I struggle with professionalism.

I really do.

And now that I’m an “adult” and am “living my life” in a state of “self-guided independence,” I feel like my lack of professionalism is coming to a head. It’s boiling over like a hot pot waiting for spaghetti.

I don’t know why I’m so bad at being professional. As is the case for nearly everything wrong with me, it’s probably because of the way I was raised (Just kidding, Mom and Dad. I love you. You did great.). 

My parents were very loving. Almost too loving? Their love smothered us like syrup on hotcakes. It just kind of melted into the fabric of our being and made my brother and I sweeter, richer, heavier, sloppier people. Because of that, because of their ebullient and unending warmth, we’re both terrible adults.

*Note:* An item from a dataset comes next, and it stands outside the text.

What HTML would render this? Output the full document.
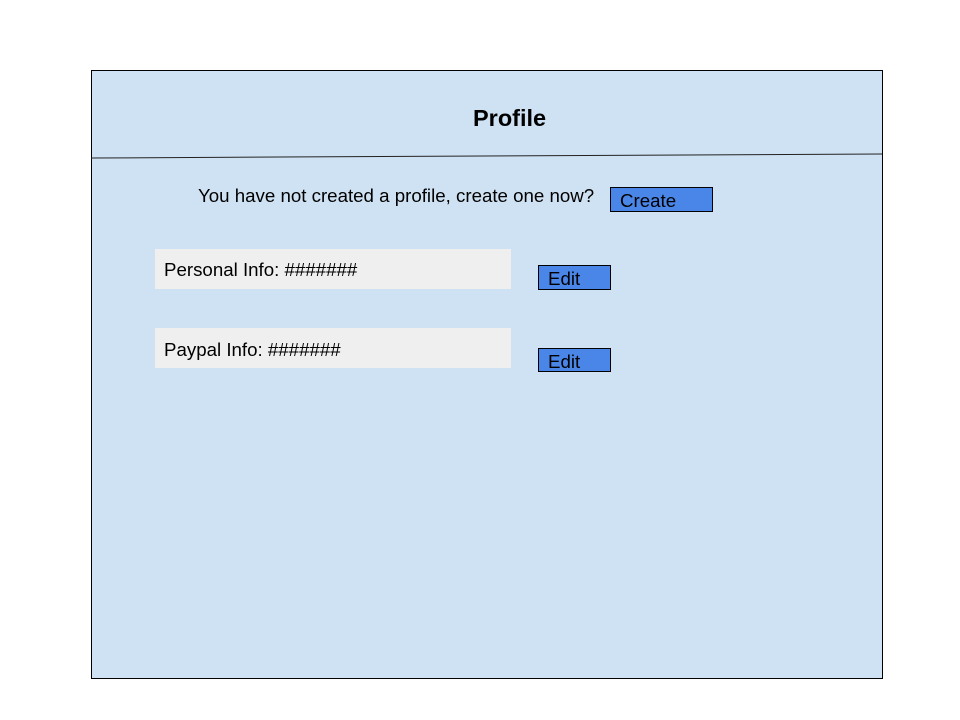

We are like children trapped in adult bodies. Help. Let us out. It smells in here.

After twenty-seven years, I still haven’t learned how to not wear my heart on my sleeve. I still can’t quite stop dreaming out loud or being stupidly optimistic or wanting things to be good and safe and warm for everybody everywhere at all times. The very adult game of politics, even after all these years, is still totally foreign to me. I’ve never once won. Ever. I don’t even know the rules. Whose team am I playing on, anyway? How is that guy over there winning?

I find political correctness nauseating. I find dishonesty disgusting. I think fake smiles are the ugliest most heinous thing to exist on earth, even more despicable than shower spiders and nutria – and those are just awful, terrible, terrible creatures. Here, I’ll show you:

Image(Image courtesy markmaynard.com.)

I tell people the truth when they ask me. Even when they ask “How are you today?” or “Are you upset with me?” My fear of conflict overpowers my intimacy whoring most of the time: if people don’t ask me how I’m feeling, I don’t fold; but when they do, I become a total confessional, an empathic piñata who spills its contents with just a few gentle pokes.

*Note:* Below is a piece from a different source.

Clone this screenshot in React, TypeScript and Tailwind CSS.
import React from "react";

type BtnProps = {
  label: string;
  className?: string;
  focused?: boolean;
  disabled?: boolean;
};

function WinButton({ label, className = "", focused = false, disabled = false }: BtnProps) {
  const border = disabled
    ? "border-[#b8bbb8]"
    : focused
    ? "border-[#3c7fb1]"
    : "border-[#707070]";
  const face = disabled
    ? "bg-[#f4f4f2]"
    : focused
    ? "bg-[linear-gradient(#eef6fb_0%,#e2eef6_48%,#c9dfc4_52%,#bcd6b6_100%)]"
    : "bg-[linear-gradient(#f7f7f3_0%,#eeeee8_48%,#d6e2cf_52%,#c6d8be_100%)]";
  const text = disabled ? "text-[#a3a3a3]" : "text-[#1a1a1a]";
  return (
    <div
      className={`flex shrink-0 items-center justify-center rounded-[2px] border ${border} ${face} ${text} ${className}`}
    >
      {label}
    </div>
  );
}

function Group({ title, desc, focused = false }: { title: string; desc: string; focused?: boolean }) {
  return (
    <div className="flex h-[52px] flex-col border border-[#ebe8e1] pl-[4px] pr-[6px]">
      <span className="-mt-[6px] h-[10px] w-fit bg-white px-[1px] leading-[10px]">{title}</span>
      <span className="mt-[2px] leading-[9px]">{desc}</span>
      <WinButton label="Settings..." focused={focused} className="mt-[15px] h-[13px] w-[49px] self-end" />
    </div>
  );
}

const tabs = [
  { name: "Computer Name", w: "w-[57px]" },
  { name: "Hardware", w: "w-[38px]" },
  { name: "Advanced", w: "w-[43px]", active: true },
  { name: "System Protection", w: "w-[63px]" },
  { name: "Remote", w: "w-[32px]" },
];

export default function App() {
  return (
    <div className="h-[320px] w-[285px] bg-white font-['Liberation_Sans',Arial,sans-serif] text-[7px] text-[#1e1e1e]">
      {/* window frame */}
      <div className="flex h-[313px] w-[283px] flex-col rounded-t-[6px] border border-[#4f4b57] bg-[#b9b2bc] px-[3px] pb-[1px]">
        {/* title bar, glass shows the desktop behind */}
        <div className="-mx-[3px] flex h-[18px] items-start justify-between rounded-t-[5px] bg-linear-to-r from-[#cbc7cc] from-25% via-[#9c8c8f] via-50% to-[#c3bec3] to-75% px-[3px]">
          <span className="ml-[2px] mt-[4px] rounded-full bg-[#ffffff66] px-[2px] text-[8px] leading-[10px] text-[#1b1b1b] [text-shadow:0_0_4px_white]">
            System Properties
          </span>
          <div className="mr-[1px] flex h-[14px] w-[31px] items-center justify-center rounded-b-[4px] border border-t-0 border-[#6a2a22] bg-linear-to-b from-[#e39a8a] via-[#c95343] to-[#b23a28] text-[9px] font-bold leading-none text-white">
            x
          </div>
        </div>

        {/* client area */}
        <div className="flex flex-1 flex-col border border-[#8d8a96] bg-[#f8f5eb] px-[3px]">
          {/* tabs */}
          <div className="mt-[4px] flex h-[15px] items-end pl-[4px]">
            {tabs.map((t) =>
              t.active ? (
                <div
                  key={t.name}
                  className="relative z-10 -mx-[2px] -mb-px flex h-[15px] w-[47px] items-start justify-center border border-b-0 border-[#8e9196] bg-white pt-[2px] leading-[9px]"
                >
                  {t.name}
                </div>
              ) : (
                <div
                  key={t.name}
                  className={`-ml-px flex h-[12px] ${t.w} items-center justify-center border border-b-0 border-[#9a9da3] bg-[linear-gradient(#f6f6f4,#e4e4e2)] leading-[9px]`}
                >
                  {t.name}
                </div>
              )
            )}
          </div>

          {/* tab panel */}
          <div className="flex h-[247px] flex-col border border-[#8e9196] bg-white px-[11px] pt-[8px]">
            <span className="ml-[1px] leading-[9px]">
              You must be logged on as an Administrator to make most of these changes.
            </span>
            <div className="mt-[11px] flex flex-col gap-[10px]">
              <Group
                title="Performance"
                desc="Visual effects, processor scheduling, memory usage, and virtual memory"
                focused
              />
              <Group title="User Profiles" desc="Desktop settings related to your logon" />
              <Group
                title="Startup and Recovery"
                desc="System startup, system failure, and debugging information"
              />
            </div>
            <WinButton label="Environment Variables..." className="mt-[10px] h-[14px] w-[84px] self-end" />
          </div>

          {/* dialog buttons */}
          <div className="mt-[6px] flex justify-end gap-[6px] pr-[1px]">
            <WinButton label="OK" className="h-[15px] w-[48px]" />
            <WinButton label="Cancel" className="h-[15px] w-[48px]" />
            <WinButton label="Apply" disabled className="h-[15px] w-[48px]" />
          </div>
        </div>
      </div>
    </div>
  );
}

Living life without pretention and with an unceasing heart has its perks.

I am happier than many people I know. I am not a bystander in my life. I have very rewarding and rich relationships. I am aware of my feelings and I express them with as much propriety as I can muster.

But there are so many downfalls to life this way.

First and foremost is my arch-nemesis, professionalism.

When you have the heart of a child, you will be perceived as being childish. It is inevitable. The human mind is only capable of drawing so many lines and looking beneath so many surfaces; more often than not, people will take shortcuts and someone who has big dreams and dewy-eyed optimism will become an irrational, hapless fool in the eyes of professionals.

Likewise, it will be assumed that you are incompetent. Your mistakes will be larger, more all-encompassing and detrimental than those of others. Instead of indicators of your human frailty, they will be a sign of your incapacity to think things through and make logical, careful decisions. They will be identification markers, labeling you as unreliable and disorganized.

Your opinions will be discarded. You will be perceived as the “cheerful one,” the one who “always looks on the bright side,” while your more hopeless colleagues will be the “rational, sensible” ones. When adult problems are being discussed, you will not be asked to offer an opinion. And if you do, you will be overlooked with a degree of coldness so fierce it will remind you immediately of that time your pants didn’t quite finish drying in the dryer but you had to wear them anyway because you were going to be late and you didn’t have any other pants to wear and it was past sunset on a January night.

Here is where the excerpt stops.